Psalm 41:13's role in Psalms' theme?
How does Psalm 41:13 fit into the overall theme of the Psalms?

Text Of Psalm 41:13

“Blessed be the LORD, the God of Israel, from everlasting to everlasting. Amen and Amen.”


Immediate Literary Context

Psalm 41 is David’s closing lament-cum-thanksgiving in Book I of the Psalter (Psalm 1-41). Verses 1-12 trace a movement from personal affliction to God’s deliverance. Verse 13 seals that movement with a doxology, shifting the focus from David’s circumstance to Yahweh’s eternal glory. It completes the Psalm’s chiastic arc:

A) Blessed (v.1)

 B) Sickness/Enemies (vv.2-5)

  C) Betrayal (vv.6-9)

 Bʹ) God’s mercy/Deliverance (vv.10-12)

Aʹ) Blessed be the LORD (v.13)


Role As A Formulaic Doxology

Psalm 41:13 is the first formal doxology closing a division of the Psalter. Each of the five books ends with a similar benediction (41:13; 72:18-19; 89:52; 106:48; 150).
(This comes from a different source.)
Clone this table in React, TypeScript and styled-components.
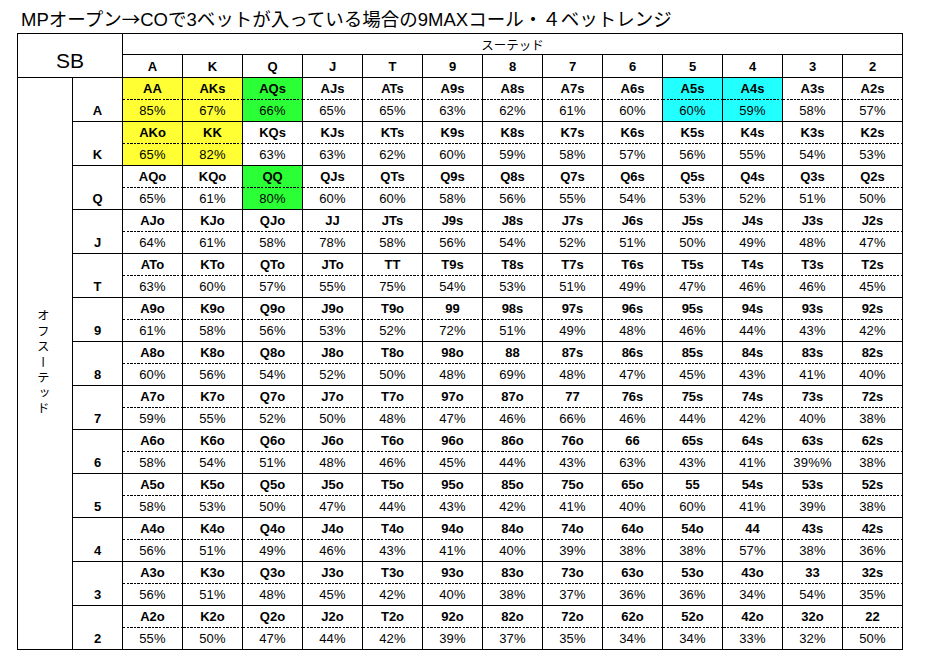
import React from "react";
import styled, { createGlobalStyle } from "styled-components";

const GlobalStyle = createGlobalStyle`
  html, body { margin: 0; padding: 0; background: #fff; }
  body {
    font-family: "Liberation Sans", "Noto Sans CJK JP", sans-serif;
    color: #000;
  }
`;

const Page = styled.div`
  padding: 0 0 0 17px;
`;

const Title = styled.h1`
  box-sizing: border-box;
  height: 33px;
  margin: 0;
  padding: 9px 0 2px 4px;
  font-size: 18.5px;
  line-height: 22px;
  font-weight: normal;
  white-space: nowrap;
`;

const Arrow = styled.span`
  font-family: "Noto Sans CJK JP", sans-serif;
  line-height: 1;
`;

const Grid = styled.div`
  display: grid;
  grid-template-columns: 55px 50px repeat(13, 60px);
  grid-template-rows: 21px 23px repeat(13, 44px);
  width: max-content;
  border-left: 1px solid #000;
  border-top: 1px solid #000;
`;

const Cell = styled.div`
  box-sizing: border-box;
  border-right: 1px solid #000;
  border-bottom: 1px solid #000;
  display: flex;
  align-items: center;
  justify-content: center;
`;

const SBCell = styled(Cell)`
  grid-column: 1 / 3;
  grid-row: 1 / 3;
  font-size: 21px;
  padding-top: 10px;
`;

const SuitedHeader = styled(Cell)`
  grid-column: 3 / 16;
  grid-row: 1;
  font-size: 12.5px;
  padding-top: 1px;
`;

const RankHeader = styled(Cell)`
  font-size: 13px;
  font-weight: bold;
  padding-top: 1px;
`;

const OffsuitLabel = styled(Cell)`
  grid-column: 1;
  grid-row: 3 / 16;
  padding-right: 5px;
`;

const VerticalText = styled.span`
  writing-mode: vertical-rl;
  text-orientation: upright;
  font-family: "Noto Sans CJK JP", sans-serif;
  font-size: 12.5px;
  letter-spacing: 3px;
  line-height: 1;
`;

const RowLabel = styled(Cell)`
  font-size: 13px;
  font-weight: bold;
  padding-top: 22px;
`;

const tones: Record<string, string> = {
  yellow: "#ffff33",
  green: "#2bff36",
  cyan: "#22ffff",
  none: "#ffffff",
};

const HandCell = styled.div<{ $tone: string }>`
  box-sizing: border-box;
  border-right: 1px solid #000;
  border-bottom: 1px solid #000;
  background: ${(p) => tones[p.$tone]};
  display: grid;
  grid-template-rows: 22px 1fr;
  font-size: 13px;
`;

const HandName = styled.div`
  display: flex;
  align-items: center;
  justify-content: center;
  font-weight: bold;
  padding-bottom: 1px;
  background-image: repeating-linear-gradient(
    to right,
    #000 0,
    #000 2.5px,
    transparent 2.5px,
    transparent 3.6px
  );
  background-size: 100% 1px;
  background-position: left bottom;
  background-repeat: no-repeat;
`;

const Pct = styled.div`
  display: flex;
  align-items: center;
  justify-content: center;
  letter-spacing: 0.2px;
`;

const ranks = ["A", "K", "Q", "J", "T", "9", "8", "7", "6", "5", "4", "3", "2"];

const pcts: string[][] = [
  ["85", "67", "66", "65", "65", "63", "62", "61", "60", "60", "59", "58", "57"],
  ["65", "82", "63", "63", "62", "60", "59", "58", "57", "56", "55", "54", "53"],
  ["65", "61", "80", "60", "60", "58", "56", "55", "54", "53", "52", "51", "50"],
  ["64", "61", "58", "78", "58", "56", "54", "52", "51", "50", "49", "48", "47"],
  ["63", "60", "57", "55", "75", "54", "53", "51", "49", "47", "46", "46", "45"],
  ["61", "58", "56", "53", "52", "72", "51", "49", "48", "46", "44", "43", "42"],
  ["60", "56", "54", "52", "50", "48", "69", "48", "47", "45", "43", "41", "40"],
  ["59", "55", "52", "50", "48", "47", "46", "66", "46", "44", "42", "40", "38"],
  ["58", "54", "51", "48", "46", "45", "44", "43", "63", "43", "41", "39%", "38"],
  ["58", "53", "50", "47", "44", "43", "42", "41", "40", "60", "41", "39", "38"],
  ["56", "51", "49", "46", "43", "41", "40", "39", "38", "38", "57", "38", "36"],
  ["56", "51", "48", "45", "42", "40", "38", "37", "36", "36", "34", "54", "35"],
  ["55", "50", "47", "44", "42", "39", "37", "35", "34", "34", "33", "32", "50"],
];

const highlight: Record<string, string> = {
  AA: "yellow",
  AKs: "yellow",
  AKo: "yellow",
  KK: "yellow",
  AQs: "green",
  QQ: "green",
  A5s: "cyan",
  A4s: "cyan",
};

function handName(r: number, c: number): string {
  if (r === c) return ranks[r] + ranks[c];
  if (c > r) return ranks[r] + ranks[c] + "s";
  return ranks[c] + ranks[r] + "o";
}

export default function App() {
  return (
    <>
      <GlobalStyle />
      <Page>
        <Title>
          MPオープン<Arrow>→</Arrow>COで3ベットが入っている場合の9MAXコール・４ベットレンジ
        </Title>
        <Grid>
          <SBCell>SB</SBCell>
          <SuitedHeader>スーテッド</SuitedHeader>
          {ranks.map((r) => (
            <RankHeader key={"h" + r}>{r}</RankHeader>
          ))}
          <OffsuitLabel>
            <VerticalText>オフスーテッド</VerticalText>
          </OffsuitLabel>
          {ranks.map((rowRank, r) => (
            <React.Fragment key={"r" + rowRank}>
              <RowLabel style={{ gridColumn: 2, gridRow: r + 3 }}>{rowRank}</RowLabel>
              {ranks.map((_, c) => {
                const name = handName(r, c);
                return (
                  <HandCell
                    key={name}
                    $tone={highlight[name] ?? "none"}
                    style={{ gridColumn: c + 3, gridRow: r + 3 }}
                  >
                    <HandName>{name}</HandName>
                    <Pct>{pcts[r][c]}%</Pct>
                  </HandCell>
                );
              })}
            </React.Fragment>
          ))}
        </Grid>
      </Page>
    </>
  );
}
This mirrors the five books of the Torah, underscoring the Psalter’s intention to function as “praise-Torah.” Thus 41:13 is a literary hinge: while summarizing David’s personal experience, it simultaneously signals the reader’s progression from Book I to Book II.


Theological Themes Embodied

1. God’s Eternality—“from everlasting to everlasting” (cf. 90:2; 103:17) anchors the praise in the immutable character of Yahweh.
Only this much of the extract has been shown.